No one knows when — or if — the area will return to its formerly bountiful economy. At Mangia Mangia on Key West’s Southard Street, just three of the restaurant’s 30 tables were occupied on a recent Saturday evening. “Normally we’d be 75 percent filled,” said Elaine Spencer, a longtime waitress. “This has affected us big-time.”
That same night at Willie T’s Bar & Restaurant on Duval Street, Eric Kotowski, who has tended bar there for seven years, said the crowd was “probably less than half” the usual size for a Saturday. “This is kind of slow, to be honest,” he said. “We’d usually be slammed. But this is a little easier — we don’t have the staff for a bigger crowd.”
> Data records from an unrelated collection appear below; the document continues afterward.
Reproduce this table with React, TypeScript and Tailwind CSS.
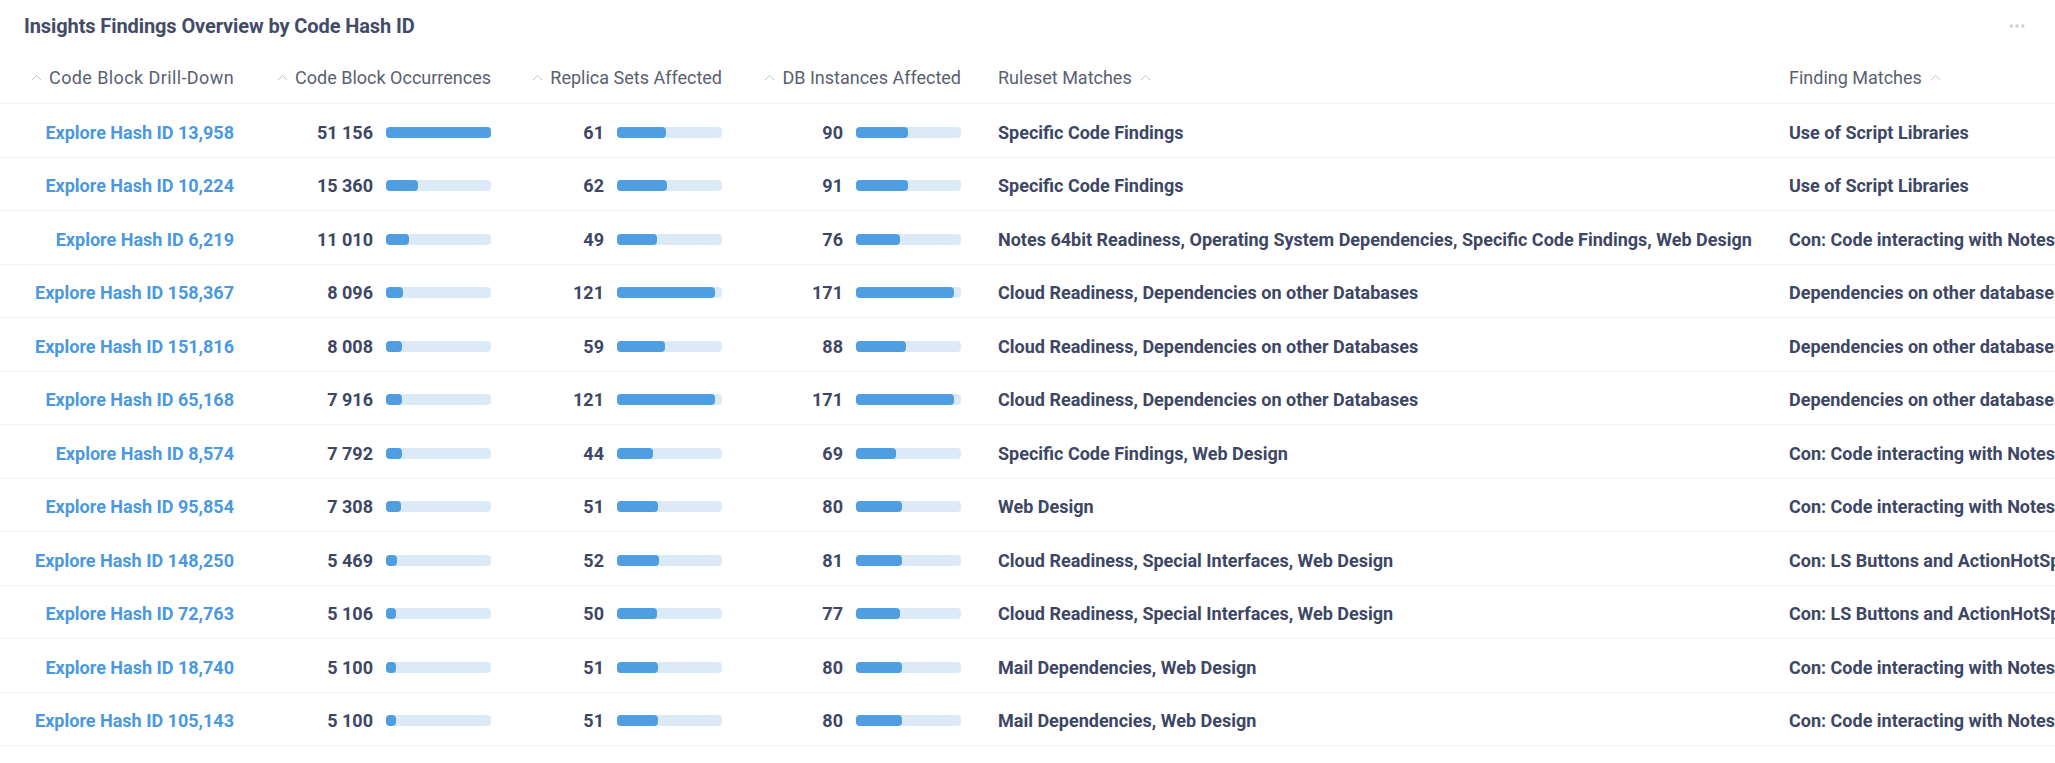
import { MoreHorizontal } from "lucide-react";

type Row = {
  hash: string;
  occ: number;
  replicas: number;
  instances: number;
  rulesets: string;
  findings: string;
};

const rows: Row[] = [
  { hash: "13,958", occ: 51156, replicas: 61, instances: 90, rulesets: "Specific Code Findings", findings: "Use of Script Libraries" },
  { hash: "10,224", occ: 15360, replicas: 62, instances: 91, rulesets: "Specific Code Findings", findings: "Use of Script Libraries" },
  { hash: "6,219", occ: 11010, replicas: 49, instances: 76, rulesets: "Notes 64bit Readiness, Operating System Dependencies, Specific Code Findings, Web Design", findings: "Con: Code interacting with Notes Client UI" },
  { hash: "158,367", occ: 8096, replicas: 121, instances: 171, rulesets: "Cloud Readiness, Dependencies on other Databases", findings: "Dependencies on other databases" },
  { hash: "151,816", occ: 8008, replicas: 59, instances: 88, rulesets: "Cloud Readiness, Dependencies on other Databases", findings: "Dependencies on other databases" },
  { hash: "65,168", occ: 7916, replicas: 121, instances: 171, rulesets: "Cloud Readiness, Dependencies on other Databases", findings: "Dependencies on other databases" },
  { hash: "8,574", occ: 7792, replicas: 44, instances: 69, rulesets: "Specific Code Findings, Web Design", findings: "Con: Code interacting with Notes Client UI" },
  { hash: "95,854", occ: 7308, replicas: 51, instances: 80, rulesets: "Web Design", findings: "Con: Code interacting with Notes Client UI" },
  { hash: "148,250", occ: 5469, replicas: 52, instances: 81, rulesets: "Cloud Readiness, Special Interfaces, Web Design", findings: "Con: LS Buttons and ActionHotSpots" },
  { hash: "72,763", occ: 5106, replicas: 50, instances: 77, rulesets: "Cloud Readiness, Special Interfaces, Web Design", findings: "Con: LS Buttons and ActionHotSpots" },
  { hash: "18,740", occ: 5100, replicas: 51, instances: 80, rulesets: "Mail Dependencies, Web Design", findings: "Con: Code interacting with Notes Client UI" },
  { hash: "105,143", occ: 5100, replicas: 51, instances: 80, rulesets: "Mail Dependencies, Web Design", findings: "Con: Code interacting with Notes Client UI" },
];

const fmt = (n: number) => n.toLocaleString("en-US").replace(/,/g, " ");

function Caret() {
  return (
    <svg width="11" height="7" viewBox="0 0 11 7" className="shrink-0">
      <path d="M1 6 L5.5 1.5 L10 6" fill="none" stroke="#c0c4cc" strokeWidth="1" />
    </svg>
  );
}

function Bar({ value, max }: { value: number; max: number }) {
  const w = Math.max(8, Math.min(105, (value / max) * 105));
  return (
    <div className="h-[11px] w-[105px] rounded-[4px] bg-[#dceaf8] shrink-0">
      <div className="h-full rounded-[4px] bg-[#4f9ee2]" style={{ width: `${w}px` }} />
    </div>
  );
}

function NumCell({ value, label, max, width }: { value: number; label: string; max: number; width: string }) {
  return (
    <div className={`${width} shrink-0 flex items-center justify-end gap-[13px]`}>
      <span>{label}</span>
      <Bar value={value} max={max} />
    </div>
  );
}

export default function App() {
  return (
    <div className="w-[2055px] h-[763px] bg-white overflow-hidden font-['Roboto',sans-serif] text-[18px] text-[#3d4664]">
      {/* Title */}
      <div className="h-[52px] flex items-center justify-between pl-6 pr-7">
        <h1 className="text-[20px] font-bold text-[#434b66] tracking-[-0.1px]">
          Insights Findings Overview by Code Hash ID
        </h1>
        <MoreHorizontal size={20} className="text-[#c9ccd3]" />
      </div>

      {/* Header */}
      <div className="h-[52px] flex items-center border-b border-[#f1f2f4] text-[#5a5f70] whitespace-nowrap">
        <div className="w-[234px] shrink-0 flex items-center justify-end gap-[7px]">
          <Caret />
          <span className="tracking-[0.4px]">Code Block Drill-Down</span>
        </div>
        <div className="w-[257px] shrink-0 flex items-center justify-end gap-[7px]">
          <Caret />
          <span>Code Block Occurrences</span>
        </div>
        <div className="w-[231px] shrink-0 flex items-center justify-end gap-[7px]">
          <Caret />
          <span>Replica Sets Affected</span>
        </div>
        <div className="w-[239px] shrink-0 flex items-center justify-end gap-[7px]">
          <Caret />
          <span>DB Instances Affected</span>
        </div>
        <div className="ml-[37px] w-[791px] shrink-0 flex items-center gap-[8px]">
          <span>Ruleset Matches</span>
          <Caret />
        </div>
        <div className="flex-1 flex items-center gap-[8px]">
          <span>Finding Matches</span>
          <Caret />
        </div>
      </div>

      {/* Rows */}
      {rows.map((r) => (
        <div
          key={r.hash}
          className="h-[53.5px] pt-1 flex items-center border-b border-[#f1f2f4] font-bold whitespace-nowrap"
        >
          <div className="w-[234px] shrink-0 text-right text-[#4a98e0]">Explore Hash ID {r.hash}</div>
          <NumCell value={r.occ} label={fmt(r.occ)} max={51156} width="w-[257px]" />
          <NumCell value={r.replicas} label={String(r.replicas)} max={130} width="w-[231px]" />
          <NumCell value={r.instances} label={String(r.instances)} max={183} width="w-[239px]" />
          <div className="ml-[37px] w-[791px] shrink-0 overflow-hidden">{r.rulesets}</div>
          <div className="flex-1 min-w-0 overflow-hidden">{r.findings}</div>
        </div>
      ))}
    </div>
  );
}
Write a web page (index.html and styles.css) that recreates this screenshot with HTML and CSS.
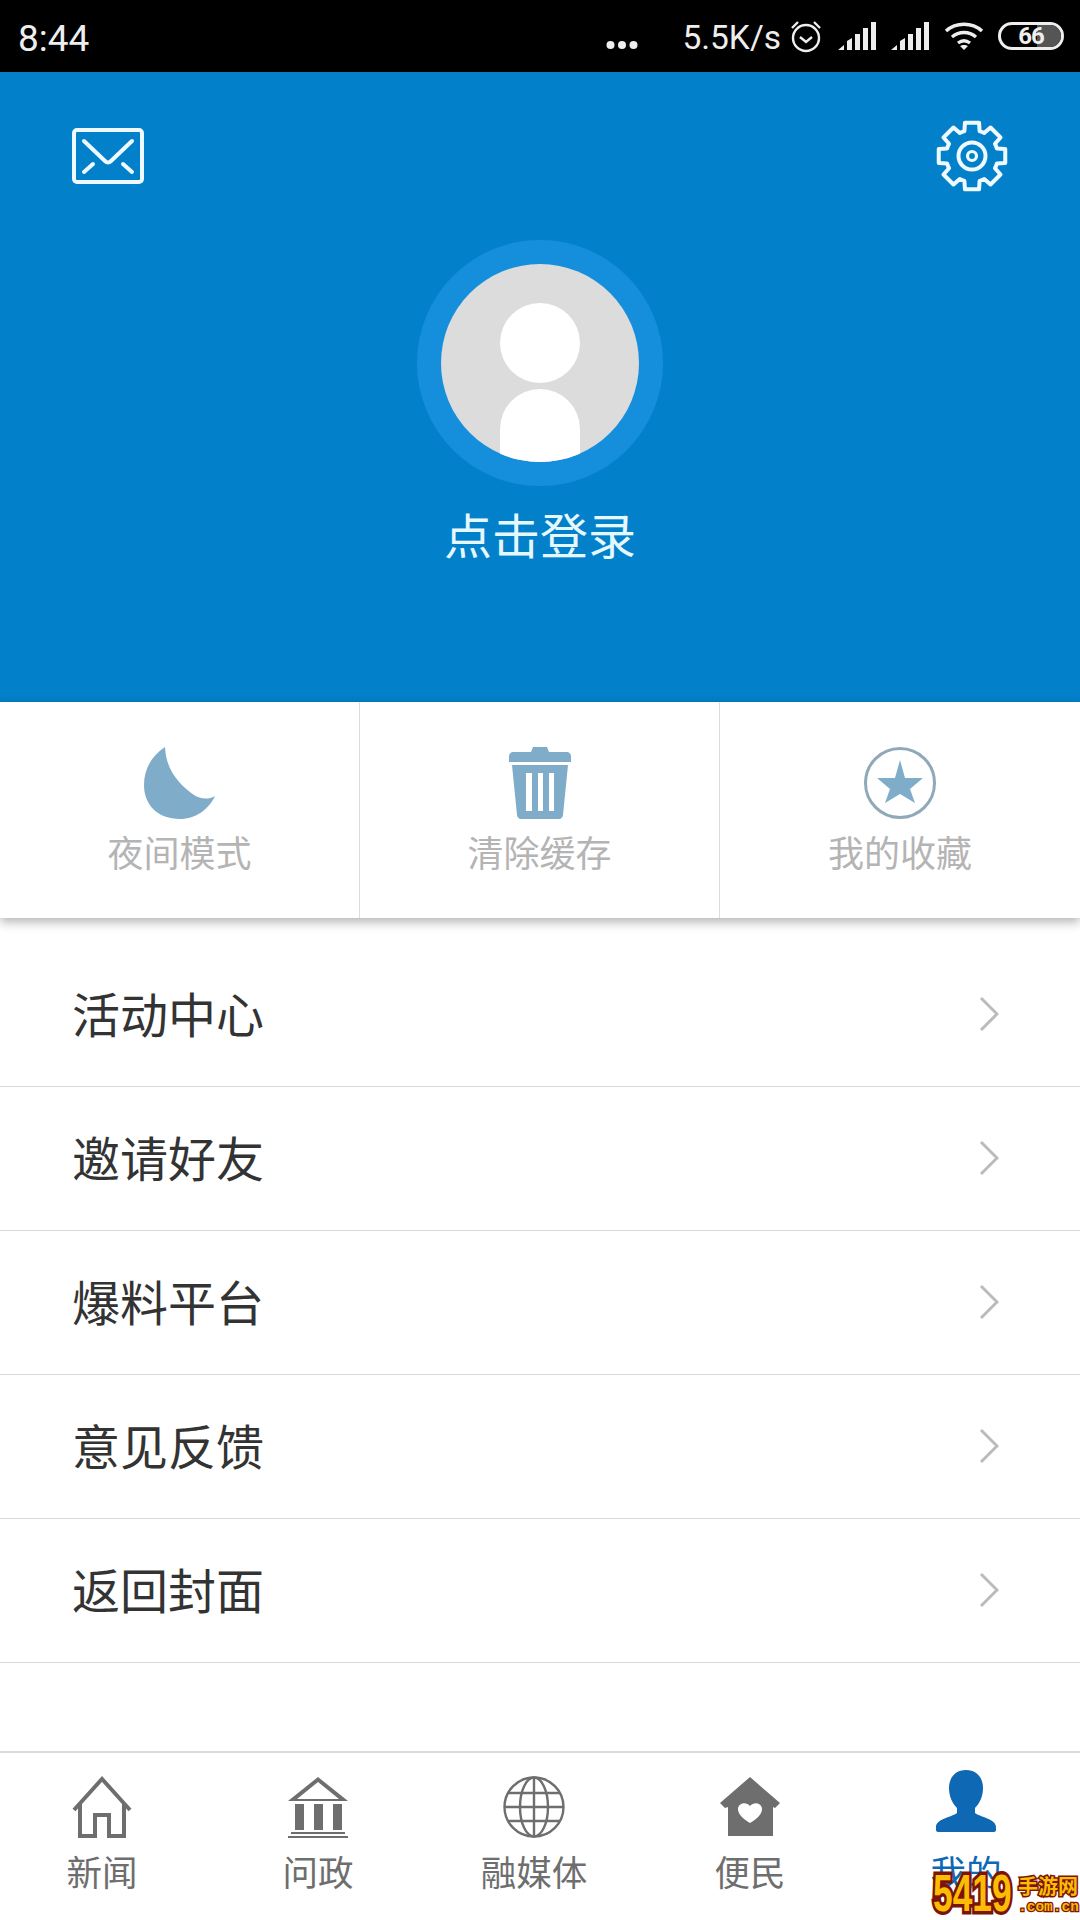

On the front of the Ernest Hemingway Home and Museum in Key West, a large sign hung from a second-floor balcony: “The Museum Weathered Well. The Cats are Happy and Safe. We are Happy to See You.” For a week after it reopened, the museum offered a “Hurricane Irma Special” admission price of $10 for adults, down from the usual $14.
In the crowd of visitors, thinner than was typical for a Sunday at the author’s home, a visitor from Boston, Robyn Bissette, 42, said she had driven down through the Keys from Miami and was “shocked” at the amount of destruction she saw.
“But I kept going,” she said. “I remembered going to New Orleans after Katrina, and everyone was so thankful that I could give them my tourism dollars. That’s happening here, too.”